Personal information
- Full name: Frederic Bonhote Wilson
- Born: 21 September 1881 Bayswater, Middlesex, England
- Died: 19 January 1932 (aged 50) Kensington, London, England
- Batting: Right-handed
- Bowling: Right-arm slow

Domestic team information
- 1902–1904: Cambridge University

Career statistics
| Competition | First-class |
| Matches | 27 |
| Runs scored | 1,130 |
| Batting average | 26.90 |
| 100s/50s | –/8 |
| Top score | 76 |
| Balls bowled | 268 |
| Wickets | 4 |
| Bowling average | 45.25 |
| 5 wickets in innings | – |
| 10 wickets in match | – |
| Best bowling | 2/64 |
| Catches/stumpings | 15/– |
- Source: Cricinfo, 19 June 2022

= Frederic Wilson =

English cricketer and sporting journalist

Frederic Bonhôte Wilson (21 September 1881 – 19 January 1932), known as Fred or Freddy, was a sporting journalist and, in his youth, a cricketer who played in first-class cricket matches for Cambridge University and amateur teams between 1902 and 1906. He was born and died in London.

Wilson was educated at Harrow School and at Trinity College, Cambridge. He was a successful schoolboy cricketer, playing in the Eton v Harrow match at Lord's in both 1899 and 1900, and in the second of these matches he scored 79 and 24 as a middle-order right-handed batsman and took four Etonian wickets with his right-arm slow bowling. At Cambridge, he bowled very little and won a Blue by playing as a reliable batsman in the University Match against Oxford University for three seasons from 1902 to 1904, having failed even to have a trial match in 1901. He captained the Cambridge side in 1904 and was criticised for delaying the second innings declaration so that Frederick Marsh could break the University Match record for the highest individual score, the match ending in a draw. Wisden Cricketers' Almanack wrote that the delay "was clearly a mistake" and that "the chance of winning the match should have outweighed all considerations of personal distinction", though it added that rain and missed catches also contributed to Cambridge's failure to win.
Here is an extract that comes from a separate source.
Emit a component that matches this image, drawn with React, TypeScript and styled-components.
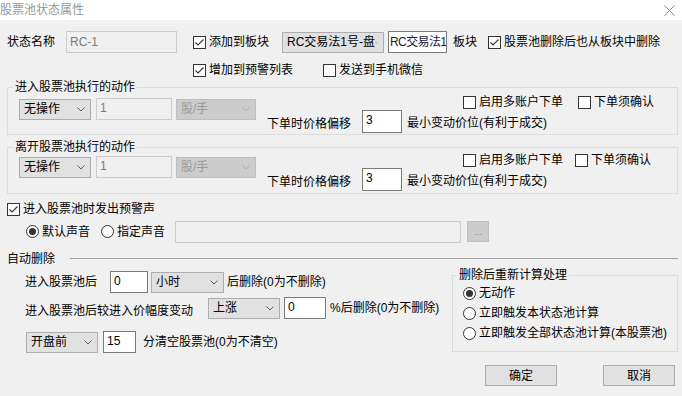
import React from "react";
import styled, { createGlobalStyle } from "styled-components";

const FONT = `"Liberation Sans", "Noto Sans CJK SC", sans-serif`;

const GlobalStyle = createGlobalStyle`
  html, body {
    margin: 0;
    padding: 0;
    background: #f0f0f0;
  }
  * {
    box-sizing: border-box;
  }
`;

export default function App() {
  return (
    <>
      <GlobalStyle />
      <Window>
        <TitleBar>
          <TitleText>股票池状态属性</TitleText>
          <svg width="11" height="11" viewBox="0 0 11 11">
            <path d="M0.5 0.5 L10.5 10.5 M10.5 0.5 L0.5 10.5" stroke="#8a8a8a" strokeWidth="1" />
          </svg>
        </TitleBar>
        <Body>
          <Row $mt={11} $h={22}>
            <Text>状态名称</Text>
            <TextBox $w={111} $ml={11} $disabled $center>RC-1</TextBox>
            <Check $ml={16} checked>添加到板块</Check>
            <Select $w={102} $ml={13}>RC交易法1号-盘</Select>
            <TextBox $w={59} $ml={4} $center $tight $ink="#1a1a40">RC交易法1</TextBox>
            <Text $ml={6}>板块</Text>
            <Check $ml={11} checked>股票池删除后也从板块中删除</Check>
          </Row>
          <Row $mt={10} $h={14} $pl={186}>
            <Check checked>增加到预警列表</Check>
            <Check $ml={30}>发送到手机微信</Check>
          </Row>

          <ActionGroup title="进入股票池执行的动作" mt={3} bodyMt={0} pb={1} confirmMl={15} />
          <ActionGroup title="离开股票池执行的动作" mt={5} bodyMt={-2} pb={2} confirmMl={12} />

          <Row $mt={8} $h={14}>
            <Check checked>进入股票池时发出预警声</Check>
          </Row>
          <Row $mt={4} $h={23} $pl={19}>
            <Radio checked>默认声音</Radio>
            <Radio $ml={11}>指定声音</Radio>
            <TextBox $w={286} $h={22} $ml={10} $disabled />
            <BrowseButton>...</BrowseButton>
          </Row>

          <SectionHeader>
            <Text>自动删除</Text>
            <SectionLine />
          </SectionHeader>

          <Split>
            <LeftCol>
              <Row $h={22} $pl={18}>
                <Text>进入股票池后</Text>
                <TextBox $w={38} $ml={13}>0</TextBox>
                <Select $w={73} $ml={3}>小时</Select>
                <Text $ml={3}>后删除(0为不删除)</Text>
              </Row>
              <Row $mt={4} $h={22} $pl={18}>
                <Text $dy={3}>进入股票池后较进入价幅度变动</Text>
                <Select $w={72} $ml={15}>上涨</Select>
                <TextBox $w={42} $ml={4}>0</TextBox>
                <Text $ml={4}>%后删除(0为不删除)</Text>
              </Row>
              <Row $mt={12} $h={22} $pl={19}>
                <Select $w={72}>开盘前</Select>
                <TextBox $w={33} $ml={5}>15</TextBox>
                <Text $ml={7}>分清空股票池(0为不清空)</Text>
              </Row>
            </LeftCol>
            <Group $mt={2} $w={226}>
              <GroupTitle $ml={4}>删除后重新计算处理</GroupTitle>
              <RadioList>
                <Radio checked>无动作</Radio>
                <Radio>立即触发本状态池计算</Radio>
                <Radio>立即触发全部状态池计算(本股票池)</Radio>
              </RadioList>
            </Group>
          </Split>

          <Footer>
            <Button>确定</Button>
            <Button>取消</Button>
          </Footer>
        </Body>
      </Window>
    </>
  );
}

function ActionGroup(props: { title: string; mt: number; bodyMt: number; pb: number; confirmMl: number }) {
  return (
    <Group $mt={props.mt}>
      <GroupTitle $ml={5}>{props.title}</GroupTitle>
      <GroupBody $mt={props.bodyMt} $pb={props.pb}>
        <Row $mt={4} $h={22} $pl={11}>
          <Select $w={72}>无操作</Select>
          <TextBox $w={76} $ml={5} $disabled>1</TextBox>
          <Select $w={80} $ml={4} disabled>股/手</Select>
        </Row>
        <RightArea>
          <Row $mt={1} $h={14} $pl={196}>
            <Check>启用多账户下单</Check>
            <Check $ml={props.confirmMl}>下单须确认</Check>
          </Row>
          <Row $mt={1} $h={23}>
            <Text $dy={2}>下单时价格偏移</Text>
            <TextBox $w={40} $h={23} $ml={11}>3</TextBox>
            <Text $ml={5} $dy={1}>最小变动价位(有利于成交)</Text>
          </Row>
        </RightArea>
      </GroupBody>
    </Group>
  );
}

function Select(props: { $w: number; $ml?: number; disabled?: boolean; children?: React.ReactNode }) {
  return (
    <Combo $w={props.$w} $ml={props.$ml} $disabled={props.disabled}>
      <span>{props.children}</span>
      <svg width="8" height="5" viewBox="0 0 8 5">
        <polyline
          points="0.5,0.5 4,4 7.5,0.5"
          fill="none"
          stroke={props.disabled ? "#b0b0b0" : "#606060"}
          strokeWidth="1"
        />
      </svg>
    </Combo>
  );
}

function Check(props: { $ml?: number; checked?: boolean; children: React.ReactNode }) {
  return (
    <Choice $ml={props.$ml}>
      <Box>
        {props.checked && (
          <svg width="11" height="11" viewBox="0 0 11 11">
            <polyline points="1.5,5.5 4,8 9.5,2.5" fill="none" stroke="#333" strokeWidth="1.1" />
          </svg>
        )}
      </Box>
      {props.children}
    </Choice>
  );
}

function Radio(props: { $ml?: number; checked?: boolean; children: React.ReactNode }) {
  return (
    <Choice $ml={props.$ml}>
      <RadioCircle>{props.checked && <RadioDot />}</RadioCircle>
      {props.children}
    </Choice>
  );
}

const Window = styled.div`
  width: 682px;
  height: 396px;
  background: #f0f0f0;
  font-family: ${FONT};
  font-size: 12px;
  line-height: 14px;
  color: #000;
  overflow: hidden;
`;

const TitleBar = styled.div`
  height: 20px;
  background: #fff;
  display: flex;
  align-items: center;
  justify-content: space-between;
  padding: 0 7px 0 0;
`;

const TitleText = styled.span`
  color: #999;
`;

const Body = styled.div`
  padding: 0 4px 0 7px;
`;

const Row = styled.div<{ $mt?: number; $pl?: number; $h?: number }>`
  display: flex;
  align-items: center;
  flex: none;
  margin-top: ${(p) => p.$mt ?? 0}px;
  padding-left: ${(p) => p.$pl ?? 0}px;
  height: ${(p) => p.$h ?? 22}px;
`;

const Text = styled.span<{ $ml?: number; $dy?: number }>`
  margin-left: ${(p) => p.$ml ?? 0}px;
  margin-top: ${(p) => (p.$dy ?? 0) * 2}px;
  white-space: nowrap;
  flex: none;
`;

const TextBox = styled.div<{
  $w: number;
  $h?: number;
  $ml?: number;
  $disabled?: boolean;
  $center?: boolean;
  $tight?: boolean;
  $ink?: string;
}>`
  width: ${(p) => p.$w}px;
  height: ${(p) => p.$h ?? 22}px;
  margin-left: ${(p) => p.$ml ?? 0}px;
  flex: none;
  display: flex;
  align-items: ${(p) => (p.$center ? "center" : "flex-start")};
  padding: ${(p) => (p.$center ? `0 ${p.$tight ? 1 : 3}px` : "2px 3px 0")};
  letter-spacing: ${(p) => (p.$tight ? "-0.6px" : "normal")};
  border: 1px solid ${(p) => (p.$disabled ? "#cccccc" : "#7a7a7a")};
  background: ${(p) => (p.$disabled ? "#f0f0f0" : "#fff")};
  color: ${(p) => (p.$disabled ? "#7a7a7a" : p.$ink ?? "#000")};
  white-space: nowrap;
  overflow: hidden;
`;

const Combo = styled.div<{ $w: number; $ml?: number; $disabled?: boolean }>`
  width: ${(p) => p.$w}px;
  height: 21px;
  margin-left: ${(p) => p.$ml ?? 0}px;
  flex: none;
  display: flex;
  align-items: center;
  justify-content: space-between;
  padding: 0 5px 0 4px;
  border: 1px solid ${(p) => (p.$disabled ? "#bfbfbf" : "#adadad")};
  background: ${(p) => (p.$disabled ? "#cccccc" : "#e1e1e1")};
  color: ${(p) => (p.$disabled ? "#9a9a9a" : "#000")};
  white-space: nowrap;
  overflow: hidden;
`;

const Choice = styled.label<{ $ml?: number }>`
  display: inline-flex;
  align-items: center;
  flex: none;
  margin-left: ${(p) => p.$ml ?? 0}px;
  white-space: nowrap;
`;

const Box = styled.span`
  width: 13px;
  height: 13px;
  flex: none;
  margin-right: 3px;
  border: 1px solid #333;
  background: #fff;
  display: flex;
  align-items: center;
  justify-content: center;
`;

const RadioCircle = styled.span`
  width: 13px;
  height: 13px;
  flex: none;
  margin-right: 3px;
  border: 1px solid #333;
  border-radius: 50%;
  background: #fff;
  display: flex;
  align-items: center;
  justify-content: center;
`;

const RadioDot = styled.span`
  width: 7px;
  height: 7px;
  border-radius: 50%;
  background: #333;
`;

const Group = styled.fieldset<{ $mt?: number; $w?: number }>`
  margin: ${(p) => p.$mt ?? 0}px 0 0;
  padding: 0;
  border: 1px solid #dcdcdc;
  min-width: 0;
  flex: none;
  width: ${(p) => (p.$w ? `${p.$w}px` : "auto")};
`;

const GroupTitle = styled.legend<{ $ml: number }>`
  margin-left: ${(p) => p.$ml}px;
  padding: 0 2px;
  line-height: 14px;
`;

const GroupBody = styled.div<{ $mt: number; $pb: number }>`
  display: flex;
  align-items: flex-start;
  margin-top: ${(p) => p.$mt}px;
  padding-bottom: ${(p) => p.$pb}px;
`;

const RightArea = styled.div`
  display: flex;
  flex-direction: column;
  margin-left: 11px;
`;

const BrowseButton = styled.div`
  width: 22px;
  height: 21px;
  margin-left: 6px;
  flex: none;
  display: flex;
  align-items: center;
  justify-content: center;
  border: 1px solid #bfbfbf;
  background: #cccccc;
  color: #8a8a9a;
  font-size: 9px;
`;

const SectionHeader = styled.div`
  display: flex;
  align-items: center;
  height: 14px;
  margin-top: 9px;
`;

const SectionLine = styled.div`
  flex: 1;
  height: 1px;
  margin-left: 15px;
  margin-top: -1px;
  background: #a0a0a0;
`;

const Split = styled.div`
  display: flex;
  align-items: flex-start;
`;

const LeftCol = styled.div`
  flex: 1;
  padding-top: 5px;
`;

const RadioList = styled.div`
  display: flex;
  flex-direction: column;
  gap: 6px;
  padding: 4px 0 11px 10px;

  & > label {
    height: 14px;
  }
`;

const Footer = styled.div`
  display: flex;
  justify-content: flex-end;
  gap: 46px;
  margin-top: 12px;
  padding-right: 3px;
`;

const Button = styled.div`
  width: 72px;
  height: 21px;
  display: flex;
  align-items: center;
  justify-content: center;
  border: 1px solid #adadad;
  background: #e1e1e1;
`;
Wilson was an all-round sportsman at Cambridge, winning blues for lawn tennis and rackets, and the obituary for him in The Times in 1932 stated that he had seen rackets as his principal sport, though he was unable to continue as a player because of indifferent health. After leaving Cambridge University with a Bachelor of Arts degree, he played in only one further first-class cricket match, a game for the Marylebone Cricket Club in 1906.
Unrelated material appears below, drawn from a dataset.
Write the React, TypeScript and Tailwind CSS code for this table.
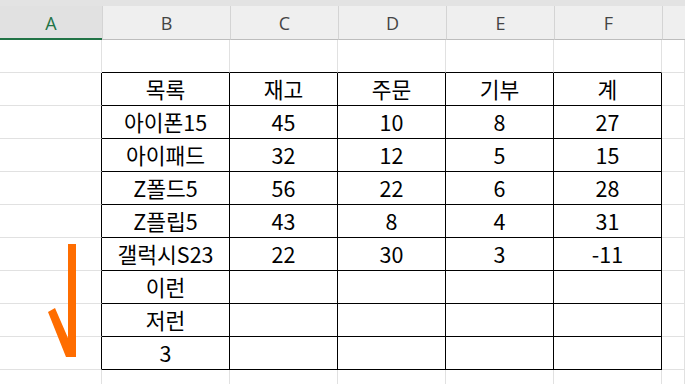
import React from "react";

const cellFont = {
  fontFamily: '"Noto Sans CJK KR", "Noto Sans", sans-serif',
};

const rows: string[][] = [
  ["목록", "재고", "주문", "기부", "계"],
  ["아이폰15", "45", "10", "8", "27"],
  ["아이패드", "32", "12", "5", "15"],
  ["Z폴드5", "56", "22", "6", "28"],
  ["Z플립5", "43", "8", "4", "31"],
  ["갤럭시S23", "22", "30", "3", "-11"],
  ["이런", "", "", "", ""],
  ["저런", "", "", "", ""],
  ["3", "", "", "", ""],
];

const letters = ["B", "C", "D", "E", "F"];

function GridCell({
  children,
  right = "border-r-[#e1e1e1]",
  bottom = "border-b-[#e1e1e1]",
}: {
  children?: React.ReactNode;
  right?: string;
  bottom?: string;
}) {
  return (
    <div
      className={`h-[33px] border-r border-b ${right} ${bottom} flex items-center justify-center text-[21.5px] text-black leading-none`}
      style={cellFont}
    >
      {children}
    </div>
  );
}

export default function App() {
  return (
    <div className="relative w-[685px] h-[384px] overflow-hidden bg-white">
      <div className="h-[6px] bg-[#e3e3e3]" />
      {/* column headers */}
      <div
        className="grid grid-cols-[102px_128px_108px_108px_108px_108px_1fr] h-[34px]"
        style={{ fontFamily: '"Open Sans", "Noto Sans", sans-serif' }}
      >
        <div className="bg-[#e1e1e1] border-b-2 border-b-[#217346] flex items-center justify-center pt-[2px] text-[18px] text-[#217346]">
          A
        </div>
        {letters.map((l) => (
          <div
            key={l}
            className="bg-[#efefef] border-l border-l-[#d4d4d4] border-b border-b-[#bdbdbd] flex items-center justify-center pt-[1px] text-[18px] text-[#444444]"
          >
            {l}
          </div>
        ))}
        <div className="bg-[#efefef] border-l border-l-[#d4d4d4] border-b border-b-[#bdbdbd]" />
      </div>

      {/* sheet body */}
      <div className="grid grid-cols-[102px_128px_108px_108px_108px_108px_1fr]">
        {/* row 1 */}
        <GridCell />
        {letters.map((l) => (
          <GridCell key={`r1-${l}`} bottom="border-b-black" />
        ))}
        <GridCell />

        {rows.map((r, i) => (
          <React.Fragment key={i}>
            <GridCell right="border-r-black" />
            {r.map((v, j) => (
              <GridCell key={j} right="border-r-black" bottom="border-b-black">
                {v}
              </GridCell>
            ))}
            <GridCell />
          </React.Fragment>
        ))}

        {/* trailing row */}
        <GridCell />
        {letters.map((l) => (
          <GridCell key={`rl-${l}`} />
        ))}
        <GridCell />
      </div>

      {/* hand-drawn check stroke */}
      <svg
        className="absolute left-0 top-0 pointer-events-none"
        width="685"
        height="384"
        viewBox="0 0 685 384"
      >
        <polygon
          points="68,244 76,244 76,357 66,357 48,312 55,308 68,338"
          fill="#ff6d00"
        />
      </svg>
    </div>
  );
}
Wilson became a schoolmaster at Rossall School in Lancashire, but did not take to the profession and became instead a sporting journalist, reporting on cricket, rackets and tennis principally, before the First World War, for the Daily Mirror, where he developed a distinctive "light" conversational style of reportage which was very popular. On the outbreak of war, he joined the Royal Naval Volunteer Reserve, later being commissioned into the Royal Fusiliers and being wounded in service. After the war, most of his journalism was for The Times and more serious in tone, and he claimed to have reported on more than 20 different sports.

Wilson's son, Peter Wilson, followed him into sports journalism and was sports editor of the Daily Mirror in the 1950s and 1960s, known as "The Man They Can't Gag" for his forthright opinions; Peter Wilson's own son, Julian Wilson, was the horse-racing correspondent for the British Broadcasting Corporation.